TASK OBJECTIVE —
Examine the records and identify each line that includes the string "component". Copy those lines.

MATERIAL FOR THIS EXERCISE —

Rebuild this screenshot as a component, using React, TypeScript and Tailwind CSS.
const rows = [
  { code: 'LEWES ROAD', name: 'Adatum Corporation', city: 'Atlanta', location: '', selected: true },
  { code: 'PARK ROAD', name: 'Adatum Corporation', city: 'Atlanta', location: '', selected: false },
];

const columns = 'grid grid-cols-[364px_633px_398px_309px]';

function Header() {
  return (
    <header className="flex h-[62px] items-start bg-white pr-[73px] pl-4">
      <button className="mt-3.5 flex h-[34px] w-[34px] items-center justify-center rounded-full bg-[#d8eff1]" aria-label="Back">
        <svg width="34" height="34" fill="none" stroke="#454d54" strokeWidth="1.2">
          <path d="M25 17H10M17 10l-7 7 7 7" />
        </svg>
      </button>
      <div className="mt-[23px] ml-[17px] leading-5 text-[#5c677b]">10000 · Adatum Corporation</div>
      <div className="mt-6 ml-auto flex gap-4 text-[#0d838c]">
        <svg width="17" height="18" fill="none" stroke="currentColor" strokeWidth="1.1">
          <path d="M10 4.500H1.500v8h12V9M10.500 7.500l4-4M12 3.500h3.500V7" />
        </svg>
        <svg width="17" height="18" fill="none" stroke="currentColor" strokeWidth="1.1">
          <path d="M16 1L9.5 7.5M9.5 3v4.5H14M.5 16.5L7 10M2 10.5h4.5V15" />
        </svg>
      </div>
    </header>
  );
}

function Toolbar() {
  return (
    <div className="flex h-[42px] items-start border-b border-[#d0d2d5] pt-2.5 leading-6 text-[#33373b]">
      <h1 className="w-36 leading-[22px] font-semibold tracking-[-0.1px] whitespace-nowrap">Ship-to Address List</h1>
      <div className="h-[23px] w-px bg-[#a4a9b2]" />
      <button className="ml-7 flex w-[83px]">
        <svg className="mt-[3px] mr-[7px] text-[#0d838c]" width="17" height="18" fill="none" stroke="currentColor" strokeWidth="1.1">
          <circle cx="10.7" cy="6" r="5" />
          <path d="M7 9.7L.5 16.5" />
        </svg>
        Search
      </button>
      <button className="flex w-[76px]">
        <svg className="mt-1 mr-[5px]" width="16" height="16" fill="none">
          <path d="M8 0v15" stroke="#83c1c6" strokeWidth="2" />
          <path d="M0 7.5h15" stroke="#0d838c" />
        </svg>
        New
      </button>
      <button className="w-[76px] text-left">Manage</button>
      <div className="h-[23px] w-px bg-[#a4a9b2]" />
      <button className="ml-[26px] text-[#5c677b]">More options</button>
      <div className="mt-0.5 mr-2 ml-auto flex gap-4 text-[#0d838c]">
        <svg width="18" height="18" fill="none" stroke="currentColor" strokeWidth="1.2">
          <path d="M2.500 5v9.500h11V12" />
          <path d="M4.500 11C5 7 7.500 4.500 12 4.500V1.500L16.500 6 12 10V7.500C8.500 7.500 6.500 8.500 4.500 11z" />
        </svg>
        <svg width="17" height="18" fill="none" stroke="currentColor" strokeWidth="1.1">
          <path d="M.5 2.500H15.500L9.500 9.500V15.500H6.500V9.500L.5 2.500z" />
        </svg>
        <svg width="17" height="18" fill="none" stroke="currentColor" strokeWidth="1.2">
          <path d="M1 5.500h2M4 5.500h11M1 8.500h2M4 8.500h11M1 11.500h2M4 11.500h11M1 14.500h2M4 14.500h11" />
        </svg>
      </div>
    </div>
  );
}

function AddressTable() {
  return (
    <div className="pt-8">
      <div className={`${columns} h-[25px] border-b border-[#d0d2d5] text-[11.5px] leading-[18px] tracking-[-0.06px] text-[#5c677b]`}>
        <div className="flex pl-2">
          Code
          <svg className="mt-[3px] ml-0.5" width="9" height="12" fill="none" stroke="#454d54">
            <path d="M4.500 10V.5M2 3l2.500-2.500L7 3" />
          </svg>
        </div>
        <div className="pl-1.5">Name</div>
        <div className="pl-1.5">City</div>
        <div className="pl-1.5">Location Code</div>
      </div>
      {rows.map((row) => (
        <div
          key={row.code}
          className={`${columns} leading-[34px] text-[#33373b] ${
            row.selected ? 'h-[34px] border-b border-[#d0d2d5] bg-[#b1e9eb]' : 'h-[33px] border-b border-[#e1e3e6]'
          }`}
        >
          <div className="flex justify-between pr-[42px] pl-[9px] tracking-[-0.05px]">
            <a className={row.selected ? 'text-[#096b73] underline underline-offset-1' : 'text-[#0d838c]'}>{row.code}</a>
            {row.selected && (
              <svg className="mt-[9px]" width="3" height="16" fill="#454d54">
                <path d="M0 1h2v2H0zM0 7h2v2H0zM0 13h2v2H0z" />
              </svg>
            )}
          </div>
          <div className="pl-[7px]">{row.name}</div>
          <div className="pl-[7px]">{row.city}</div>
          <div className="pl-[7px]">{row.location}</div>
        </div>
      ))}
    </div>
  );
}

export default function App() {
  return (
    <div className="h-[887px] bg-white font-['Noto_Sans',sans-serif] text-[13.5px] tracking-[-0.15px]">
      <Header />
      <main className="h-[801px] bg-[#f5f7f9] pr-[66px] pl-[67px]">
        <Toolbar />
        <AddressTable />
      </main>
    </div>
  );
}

---

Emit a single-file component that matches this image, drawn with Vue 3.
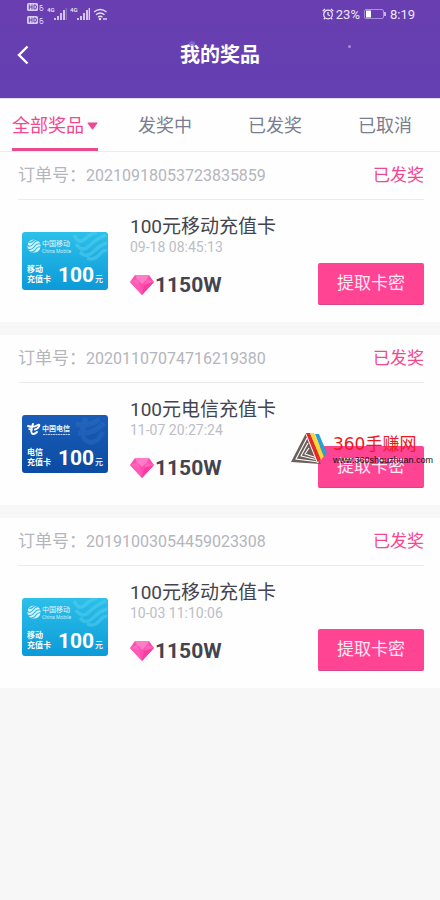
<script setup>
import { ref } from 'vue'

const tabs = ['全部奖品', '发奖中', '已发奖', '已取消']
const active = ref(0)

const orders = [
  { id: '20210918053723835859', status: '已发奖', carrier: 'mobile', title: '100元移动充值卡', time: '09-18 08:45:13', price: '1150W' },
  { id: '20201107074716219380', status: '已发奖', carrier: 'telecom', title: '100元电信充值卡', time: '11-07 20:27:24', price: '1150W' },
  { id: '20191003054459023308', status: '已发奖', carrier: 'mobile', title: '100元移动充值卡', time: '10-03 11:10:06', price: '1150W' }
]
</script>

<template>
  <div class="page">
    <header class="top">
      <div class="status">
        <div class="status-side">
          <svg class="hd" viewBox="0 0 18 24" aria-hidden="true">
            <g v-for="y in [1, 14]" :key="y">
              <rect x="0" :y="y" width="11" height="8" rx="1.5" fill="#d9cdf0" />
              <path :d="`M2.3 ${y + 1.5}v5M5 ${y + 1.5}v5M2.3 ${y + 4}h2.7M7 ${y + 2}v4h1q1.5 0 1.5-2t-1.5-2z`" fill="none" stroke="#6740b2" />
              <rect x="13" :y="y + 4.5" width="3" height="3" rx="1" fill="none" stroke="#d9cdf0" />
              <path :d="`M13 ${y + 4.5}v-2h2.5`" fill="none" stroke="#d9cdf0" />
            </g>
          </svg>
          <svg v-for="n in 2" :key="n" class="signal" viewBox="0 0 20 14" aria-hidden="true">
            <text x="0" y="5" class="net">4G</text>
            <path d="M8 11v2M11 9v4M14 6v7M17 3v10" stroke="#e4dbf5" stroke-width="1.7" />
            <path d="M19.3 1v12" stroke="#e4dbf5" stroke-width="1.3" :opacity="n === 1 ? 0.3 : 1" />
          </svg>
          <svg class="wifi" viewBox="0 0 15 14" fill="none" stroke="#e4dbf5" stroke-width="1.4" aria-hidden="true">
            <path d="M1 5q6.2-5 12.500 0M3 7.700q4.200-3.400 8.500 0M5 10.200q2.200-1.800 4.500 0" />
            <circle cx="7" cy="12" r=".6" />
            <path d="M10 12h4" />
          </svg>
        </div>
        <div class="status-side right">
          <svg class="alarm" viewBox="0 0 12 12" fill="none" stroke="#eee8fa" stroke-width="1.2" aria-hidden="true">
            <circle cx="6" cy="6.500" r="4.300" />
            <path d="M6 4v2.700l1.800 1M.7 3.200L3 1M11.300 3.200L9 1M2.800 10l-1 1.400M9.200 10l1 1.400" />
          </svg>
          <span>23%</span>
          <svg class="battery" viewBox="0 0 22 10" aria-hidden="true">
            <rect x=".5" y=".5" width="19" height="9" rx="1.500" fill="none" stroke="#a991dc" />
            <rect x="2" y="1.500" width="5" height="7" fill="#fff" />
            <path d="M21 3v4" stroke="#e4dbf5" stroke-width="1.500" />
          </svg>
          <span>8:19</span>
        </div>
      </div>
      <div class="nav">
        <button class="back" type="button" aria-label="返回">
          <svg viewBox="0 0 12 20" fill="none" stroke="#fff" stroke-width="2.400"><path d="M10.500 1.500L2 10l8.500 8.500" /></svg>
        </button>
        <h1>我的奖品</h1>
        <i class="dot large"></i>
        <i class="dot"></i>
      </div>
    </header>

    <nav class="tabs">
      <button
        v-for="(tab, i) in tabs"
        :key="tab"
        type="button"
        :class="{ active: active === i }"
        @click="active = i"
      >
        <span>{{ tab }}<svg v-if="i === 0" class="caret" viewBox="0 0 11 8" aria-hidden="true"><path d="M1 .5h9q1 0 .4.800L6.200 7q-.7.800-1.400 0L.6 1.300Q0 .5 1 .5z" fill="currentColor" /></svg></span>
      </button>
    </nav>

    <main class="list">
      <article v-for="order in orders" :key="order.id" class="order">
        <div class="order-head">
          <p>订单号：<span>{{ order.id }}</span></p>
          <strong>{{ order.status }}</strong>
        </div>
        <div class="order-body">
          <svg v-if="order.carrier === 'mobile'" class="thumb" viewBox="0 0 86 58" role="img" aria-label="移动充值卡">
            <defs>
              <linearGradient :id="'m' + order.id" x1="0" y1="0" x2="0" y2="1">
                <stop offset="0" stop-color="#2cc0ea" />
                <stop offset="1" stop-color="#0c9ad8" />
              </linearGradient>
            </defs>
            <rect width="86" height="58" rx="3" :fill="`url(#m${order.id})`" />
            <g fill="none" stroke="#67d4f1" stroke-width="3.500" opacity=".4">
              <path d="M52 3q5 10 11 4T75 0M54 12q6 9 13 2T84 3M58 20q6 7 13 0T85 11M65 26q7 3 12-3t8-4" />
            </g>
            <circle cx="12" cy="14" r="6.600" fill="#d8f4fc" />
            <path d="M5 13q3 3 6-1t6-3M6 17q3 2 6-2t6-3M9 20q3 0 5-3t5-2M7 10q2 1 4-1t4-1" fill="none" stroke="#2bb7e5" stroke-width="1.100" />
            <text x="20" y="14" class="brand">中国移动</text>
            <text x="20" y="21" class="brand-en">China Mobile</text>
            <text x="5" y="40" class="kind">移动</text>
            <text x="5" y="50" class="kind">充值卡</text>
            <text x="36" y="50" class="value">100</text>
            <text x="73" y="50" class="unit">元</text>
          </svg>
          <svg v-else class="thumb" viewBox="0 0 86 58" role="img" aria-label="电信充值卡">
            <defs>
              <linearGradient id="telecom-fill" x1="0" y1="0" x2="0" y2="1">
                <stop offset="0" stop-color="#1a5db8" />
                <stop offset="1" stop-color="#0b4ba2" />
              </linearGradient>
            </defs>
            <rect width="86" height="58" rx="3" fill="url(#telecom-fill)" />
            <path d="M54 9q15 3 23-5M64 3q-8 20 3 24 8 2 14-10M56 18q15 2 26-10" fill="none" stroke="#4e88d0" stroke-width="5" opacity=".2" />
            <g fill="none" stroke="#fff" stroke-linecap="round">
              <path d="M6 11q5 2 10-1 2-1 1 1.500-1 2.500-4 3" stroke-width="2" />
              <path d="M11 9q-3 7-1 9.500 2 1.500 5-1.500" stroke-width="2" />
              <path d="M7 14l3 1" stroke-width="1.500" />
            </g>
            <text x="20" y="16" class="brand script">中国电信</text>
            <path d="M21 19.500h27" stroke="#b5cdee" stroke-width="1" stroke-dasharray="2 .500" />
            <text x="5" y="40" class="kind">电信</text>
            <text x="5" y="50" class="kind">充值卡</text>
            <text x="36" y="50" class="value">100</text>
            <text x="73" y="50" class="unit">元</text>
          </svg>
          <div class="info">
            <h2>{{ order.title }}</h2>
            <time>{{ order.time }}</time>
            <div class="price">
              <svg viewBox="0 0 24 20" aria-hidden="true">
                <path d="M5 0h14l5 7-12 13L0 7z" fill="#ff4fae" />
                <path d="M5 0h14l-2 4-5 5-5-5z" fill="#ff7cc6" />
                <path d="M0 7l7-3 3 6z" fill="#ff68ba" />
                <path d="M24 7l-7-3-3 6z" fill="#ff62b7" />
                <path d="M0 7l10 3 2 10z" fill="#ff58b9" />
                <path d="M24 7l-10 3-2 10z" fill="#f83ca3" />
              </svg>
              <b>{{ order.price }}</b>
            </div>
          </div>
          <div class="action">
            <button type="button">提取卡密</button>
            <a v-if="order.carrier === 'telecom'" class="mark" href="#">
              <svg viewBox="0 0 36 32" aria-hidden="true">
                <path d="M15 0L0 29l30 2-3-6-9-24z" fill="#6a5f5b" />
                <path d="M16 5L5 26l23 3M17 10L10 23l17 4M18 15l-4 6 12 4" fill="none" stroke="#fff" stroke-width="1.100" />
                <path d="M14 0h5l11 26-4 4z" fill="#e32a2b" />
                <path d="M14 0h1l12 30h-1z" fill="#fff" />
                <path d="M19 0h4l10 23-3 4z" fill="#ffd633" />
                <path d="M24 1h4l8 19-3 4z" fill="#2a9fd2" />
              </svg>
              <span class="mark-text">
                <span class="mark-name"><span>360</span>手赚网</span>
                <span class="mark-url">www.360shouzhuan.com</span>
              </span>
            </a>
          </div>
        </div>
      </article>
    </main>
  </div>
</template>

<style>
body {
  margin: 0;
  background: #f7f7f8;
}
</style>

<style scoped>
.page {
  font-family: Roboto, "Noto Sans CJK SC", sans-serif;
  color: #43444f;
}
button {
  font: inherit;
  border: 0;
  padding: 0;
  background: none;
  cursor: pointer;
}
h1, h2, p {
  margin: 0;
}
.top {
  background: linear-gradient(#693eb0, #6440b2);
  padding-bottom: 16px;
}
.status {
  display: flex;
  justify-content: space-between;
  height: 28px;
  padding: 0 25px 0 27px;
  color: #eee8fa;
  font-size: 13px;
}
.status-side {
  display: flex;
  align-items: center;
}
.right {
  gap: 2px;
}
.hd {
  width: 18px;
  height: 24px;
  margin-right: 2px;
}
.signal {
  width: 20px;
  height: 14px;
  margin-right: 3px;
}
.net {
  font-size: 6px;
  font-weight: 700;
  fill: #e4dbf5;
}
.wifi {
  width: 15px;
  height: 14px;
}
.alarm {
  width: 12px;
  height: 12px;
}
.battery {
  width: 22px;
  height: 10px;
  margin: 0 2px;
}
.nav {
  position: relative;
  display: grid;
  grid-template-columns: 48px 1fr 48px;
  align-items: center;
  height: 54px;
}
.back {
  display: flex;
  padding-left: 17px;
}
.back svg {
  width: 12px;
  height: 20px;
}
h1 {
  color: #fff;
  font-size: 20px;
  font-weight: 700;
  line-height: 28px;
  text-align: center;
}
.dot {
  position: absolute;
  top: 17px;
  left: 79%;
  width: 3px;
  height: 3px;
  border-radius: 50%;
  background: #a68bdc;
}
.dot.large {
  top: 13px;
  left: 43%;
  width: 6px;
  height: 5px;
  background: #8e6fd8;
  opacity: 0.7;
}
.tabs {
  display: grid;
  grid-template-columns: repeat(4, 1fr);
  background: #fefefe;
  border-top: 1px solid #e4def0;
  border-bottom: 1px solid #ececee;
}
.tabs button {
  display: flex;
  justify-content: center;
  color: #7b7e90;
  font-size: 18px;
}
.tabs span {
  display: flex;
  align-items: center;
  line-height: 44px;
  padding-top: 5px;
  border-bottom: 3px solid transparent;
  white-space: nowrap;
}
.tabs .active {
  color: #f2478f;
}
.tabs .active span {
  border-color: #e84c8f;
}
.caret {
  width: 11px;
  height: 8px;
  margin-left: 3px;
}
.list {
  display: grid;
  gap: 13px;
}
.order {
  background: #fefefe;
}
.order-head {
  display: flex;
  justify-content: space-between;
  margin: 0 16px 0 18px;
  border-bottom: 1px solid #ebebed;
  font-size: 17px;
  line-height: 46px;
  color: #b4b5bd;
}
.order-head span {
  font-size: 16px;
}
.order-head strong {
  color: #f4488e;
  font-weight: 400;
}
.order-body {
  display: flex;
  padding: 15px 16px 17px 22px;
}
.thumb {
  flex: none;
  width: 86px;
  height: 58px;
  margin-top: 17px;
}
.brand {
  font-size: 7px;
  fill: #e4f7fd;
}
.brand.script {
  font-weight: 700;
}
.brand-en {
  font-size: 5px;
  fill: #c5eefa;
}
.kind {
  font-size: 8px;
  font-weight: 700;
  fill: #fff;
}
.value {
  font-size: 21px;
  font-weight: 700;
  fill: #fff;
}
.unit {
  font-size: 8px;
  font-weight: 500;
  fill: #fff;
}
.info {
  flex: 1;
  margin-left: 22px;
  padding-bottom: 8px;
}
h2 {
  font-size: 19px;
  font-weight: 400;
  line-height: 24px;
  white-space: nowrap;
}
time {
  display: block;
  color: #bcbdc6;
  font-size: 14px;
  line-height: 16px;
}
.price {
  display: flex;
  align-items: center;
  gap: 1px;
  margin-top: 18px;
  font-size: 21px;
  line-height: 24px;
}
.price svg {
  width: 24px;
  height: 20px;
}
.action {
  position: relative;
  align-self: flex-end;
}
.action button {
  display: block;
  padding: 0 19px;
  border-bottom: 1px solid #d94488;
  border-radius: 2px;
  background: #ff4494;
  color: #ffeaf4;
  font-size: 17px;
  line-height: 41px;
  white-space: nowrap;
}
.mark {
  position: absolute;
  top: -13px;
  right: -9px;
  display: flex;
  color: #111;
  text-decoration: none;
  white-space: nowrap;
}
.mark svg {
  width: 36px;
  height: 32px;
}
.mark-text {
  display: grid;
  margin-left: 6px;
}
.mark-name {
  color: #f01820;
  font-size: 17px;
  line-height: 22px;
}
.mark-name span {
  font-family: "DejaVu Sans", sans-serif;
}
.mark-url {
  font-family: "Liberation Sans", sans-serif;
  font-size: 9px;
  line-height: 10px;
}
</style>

WORKED SOLUTION —
Rebuild this screenshot as a component, using React, TypeScript and Tailwind CSS.
Emit a single-file component that matches this image, drawn with Vue 3.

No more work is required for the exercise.